For generations of Hongkongers, who view themselves as culturally distinct from mainland Chinese, the extradition bill is a serious threat to the city’s cherished freedoms. They are facing off against a Beijing-backed leader who does not want to be seen bowing to democratic opposition, and who is supported by an authoritarian superpower that has crushed all forms of dissent at home with widespread censorship, internment of religious minorities in concentration camps, and the arbitrary detention of political activists, journalists and lawyers.
The breadth of opposition to the bill is remarkable. The business community, the legal sector and foreign governments have all spoken out against it. Even sex shops have voiced their support for Hong Kong autonomy. Teenage students, professionals, and families alike turned out for a march exactly a week ago, where protesters similarly called for the scrapping of the bill and Lam’s resignation as they choked the city’s main streets.

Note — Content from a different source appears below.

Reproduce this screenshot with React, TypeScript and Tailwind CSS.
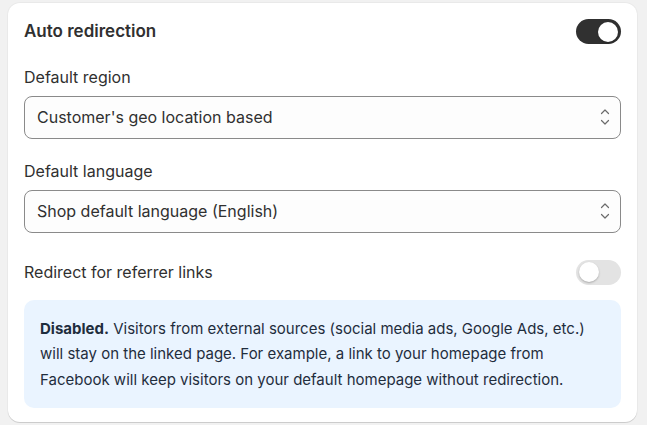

Organizers claimed over a million people were in attendance at the earlier march—a huge turnout in a city of seven million—but many participants said Sunday’s march appeared even bigger, citing the greater number of impromptu road closures needed to accommodate spillovers from the main protest.
Earlier in the week, a protest outside the city’s legislature forced the postponement of discussion of the bill. The protests turned violent, with the police deploying tear gas and rubber bullets to disperse the crowds. Eighty-one people were injured in the clashes.
Rallies in support of the Hong Kong protests have been held as far afield as Sydney and Northern California. Hundreds also demonstrated in Taipei Sunday in solidarity with Hong Kong.
The city’s protesters have vowed to continue their campaign until their demands are met. “The first protest did not achieve what it set out to do,” said Anne Liu, 51. “So people will of course come out this second time and a third, fourth, and fifth time, or however long it takes to get this bill withdrawn.”